— WHAT IS EXPECTED —
List every line in this data where the string "styles" occurs.

— SUPPLIED INFORMATION —
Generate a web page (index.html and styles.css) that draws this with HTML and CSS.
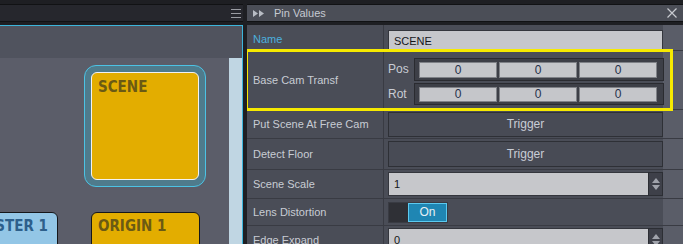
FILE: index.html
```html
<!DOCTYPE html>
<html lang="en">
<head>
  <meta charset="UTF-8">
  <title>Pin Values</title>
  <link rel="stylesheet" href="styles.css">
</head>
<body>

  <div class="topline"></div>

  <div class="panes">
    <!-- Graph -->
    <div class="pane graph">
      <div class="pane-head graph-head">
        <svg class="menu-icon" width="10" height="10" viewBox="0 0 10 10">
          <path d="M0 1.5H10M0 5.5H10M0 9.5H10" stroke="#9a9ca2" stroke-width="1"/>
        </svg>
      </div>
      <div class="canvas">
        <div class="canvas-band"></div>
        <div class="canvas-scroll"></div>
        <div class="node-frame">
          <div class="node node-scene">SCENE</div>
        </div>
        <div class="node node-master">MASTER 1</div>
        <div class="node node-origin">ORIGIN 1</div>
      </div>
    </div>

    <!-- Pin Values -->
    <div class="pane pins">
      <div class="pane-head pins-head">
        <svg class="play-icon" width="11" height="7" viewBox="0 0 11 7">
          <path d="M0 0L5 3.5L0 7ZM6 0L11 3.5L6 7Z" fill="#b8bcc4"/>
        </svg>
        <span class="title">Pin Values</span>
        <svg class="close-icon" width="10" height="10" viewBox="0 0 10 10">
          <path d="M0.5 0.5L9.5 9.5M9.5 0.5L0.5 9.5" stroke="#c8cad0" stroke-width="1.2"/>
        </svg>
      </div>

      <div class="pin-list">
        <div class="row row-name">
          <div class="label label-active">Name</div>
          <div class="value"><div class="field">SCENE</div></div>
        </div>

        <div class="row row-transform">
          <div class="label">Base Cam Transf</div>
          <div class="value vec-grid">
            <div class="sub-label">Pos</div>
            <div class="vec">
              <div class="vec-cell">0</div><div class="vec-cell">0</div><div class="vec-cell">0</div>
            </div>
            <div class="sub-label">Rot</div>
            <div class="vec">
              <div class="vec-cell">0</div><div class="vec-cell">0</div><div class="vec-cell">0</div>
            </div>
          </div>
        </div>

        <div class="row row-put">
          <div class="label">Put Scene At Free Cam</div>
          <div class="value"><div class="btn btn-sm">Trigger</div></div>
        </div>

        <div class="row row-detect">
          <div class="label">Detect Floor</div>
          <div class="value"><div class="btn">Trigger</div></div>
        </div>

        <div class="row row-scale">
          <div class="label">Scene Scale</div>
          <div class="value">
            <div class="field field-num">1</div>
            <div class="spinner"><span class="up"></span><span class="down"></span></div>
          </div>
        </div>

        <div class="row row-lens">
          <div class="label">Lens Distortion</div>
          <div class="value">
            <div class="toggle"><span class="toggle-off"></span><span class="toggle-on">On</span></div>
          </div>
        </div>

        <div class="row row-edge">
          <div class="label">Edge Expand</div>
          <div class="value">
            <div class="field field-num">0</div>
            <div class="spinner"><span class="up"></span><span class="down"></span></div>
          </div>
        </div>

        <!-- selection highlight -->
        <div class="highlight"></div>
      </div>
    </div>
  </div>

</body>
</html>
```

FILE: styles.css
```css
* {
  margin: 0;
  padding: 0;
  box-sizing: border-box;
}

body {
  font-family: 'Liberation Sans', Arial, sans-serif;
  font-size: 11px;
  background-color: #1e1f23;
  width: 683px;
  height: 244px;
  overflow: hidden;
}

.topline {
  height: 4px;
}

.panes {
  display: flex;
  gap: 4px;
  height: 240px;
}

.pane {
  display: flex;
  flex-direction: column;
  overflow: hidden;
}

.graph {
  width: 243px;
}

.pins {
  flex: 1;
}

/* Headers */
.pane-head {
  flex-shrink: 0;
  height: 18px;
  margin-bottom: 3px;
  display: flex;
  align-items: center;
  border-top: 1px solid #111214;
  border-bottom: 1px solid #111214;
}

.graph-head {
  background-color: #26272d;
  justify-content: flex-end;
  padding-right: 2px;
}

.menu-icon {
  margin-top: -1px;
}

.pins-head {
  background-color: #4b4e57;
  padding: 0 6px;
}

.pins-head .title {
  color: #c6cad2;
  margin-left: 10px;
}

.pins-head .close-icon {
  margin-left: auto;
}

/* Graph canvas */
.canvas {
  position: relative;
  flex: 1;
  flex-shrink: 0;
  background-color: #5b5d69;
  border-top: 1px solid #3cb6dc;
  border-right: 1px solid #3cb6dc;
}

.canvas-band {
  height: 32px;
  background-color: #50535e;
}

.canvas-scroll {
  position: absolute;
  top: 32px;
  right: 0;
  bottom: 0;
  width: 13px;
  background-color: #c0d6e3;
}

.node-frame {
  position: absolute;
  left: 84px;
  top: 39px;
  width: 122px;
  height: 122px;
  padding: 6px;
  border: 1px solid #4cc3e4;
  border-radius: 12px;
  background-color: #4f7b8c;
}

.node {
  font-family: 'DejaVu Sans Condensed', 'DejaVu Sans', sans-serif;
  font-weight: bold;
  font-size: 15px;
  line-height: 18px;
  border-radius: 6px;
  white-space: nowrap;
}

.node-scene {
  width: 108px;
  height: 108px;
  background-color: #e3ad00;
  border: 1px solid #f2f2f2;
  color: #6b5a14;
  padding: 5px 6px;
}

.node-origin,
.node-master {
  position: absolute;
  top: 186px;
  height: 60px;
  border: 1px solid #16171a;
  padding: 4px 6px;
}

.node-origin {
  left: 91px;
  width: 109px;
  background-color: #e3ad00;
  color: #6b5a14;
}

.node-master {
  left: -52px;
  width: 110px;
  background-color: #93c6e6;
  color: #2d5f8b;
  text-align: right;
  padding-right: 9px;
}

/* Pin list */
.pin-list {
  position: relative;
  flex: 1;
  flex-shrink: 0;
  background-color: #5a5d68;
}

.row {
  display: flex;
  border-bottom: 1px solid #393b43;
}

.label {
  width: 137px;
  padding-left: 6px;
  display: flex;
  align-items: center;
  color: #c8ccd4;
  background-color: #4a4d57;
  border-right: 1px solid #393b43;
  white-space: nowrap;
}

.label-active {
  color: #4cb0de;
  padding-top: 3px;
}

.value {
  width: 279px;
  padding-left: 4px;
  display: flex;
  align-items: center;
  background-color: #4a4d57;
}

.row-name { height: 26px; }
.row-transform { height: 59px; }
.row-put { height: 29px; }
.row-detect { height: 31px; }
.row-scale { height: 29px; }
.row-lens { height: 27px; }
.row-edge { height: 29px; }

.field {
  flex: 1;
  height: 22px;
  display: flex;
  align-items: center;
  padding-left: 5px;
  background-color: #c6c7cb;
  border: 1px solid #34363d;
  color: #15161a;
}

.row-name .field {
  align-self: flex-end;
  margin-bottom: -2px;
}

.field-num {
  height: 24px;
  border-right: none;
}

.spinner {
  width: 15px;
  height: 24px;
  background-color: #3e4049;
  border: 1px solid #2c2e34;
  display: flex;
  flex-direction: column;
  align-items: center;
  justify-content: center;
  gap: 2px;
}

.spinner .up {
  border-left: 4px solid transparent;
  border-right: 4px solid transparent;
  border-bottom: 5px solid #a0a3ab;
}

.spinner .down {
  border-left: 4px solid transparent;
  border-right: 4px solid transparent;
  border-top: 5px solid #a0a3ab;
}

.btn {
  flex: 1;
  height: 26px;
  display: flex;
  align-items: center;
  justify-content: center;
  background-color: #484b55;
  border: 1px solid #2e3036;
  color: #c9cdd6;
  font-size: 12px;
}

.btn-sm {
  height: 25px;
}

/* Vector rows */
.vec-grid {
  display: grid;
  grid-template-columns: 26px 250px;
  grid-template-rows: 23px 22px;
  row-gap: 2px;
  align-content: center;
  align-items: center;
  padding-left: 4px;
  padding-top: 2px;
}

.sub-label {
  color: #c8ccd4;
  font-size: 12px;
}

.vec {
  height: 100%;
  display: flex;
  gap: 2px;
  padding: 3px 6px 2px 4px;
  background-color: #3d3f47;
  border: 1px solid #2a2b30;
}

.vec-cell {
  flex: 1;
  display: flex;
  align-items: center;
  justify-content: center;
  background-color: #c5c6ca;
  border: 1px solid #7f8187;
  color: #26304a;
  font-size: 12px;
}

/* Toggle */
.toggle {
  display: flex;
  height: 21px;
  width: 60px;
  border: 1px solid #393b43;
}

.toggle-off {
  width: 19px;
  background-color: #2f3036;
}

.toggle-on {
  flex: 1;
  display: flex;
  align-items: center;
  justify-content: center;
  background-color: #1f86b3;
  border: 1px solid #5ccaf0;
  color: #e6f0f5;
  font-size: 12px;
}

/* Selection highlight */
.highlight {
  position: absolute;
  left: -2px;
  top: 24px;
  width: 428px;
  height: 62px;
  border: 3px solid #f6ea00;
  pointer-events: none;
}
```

— REPLY —
Generate a web page (index.html and styles.css) that draws this with HTML and CSS.
  <link rel="stylesheet" href="styles.css">
FILE: styles.css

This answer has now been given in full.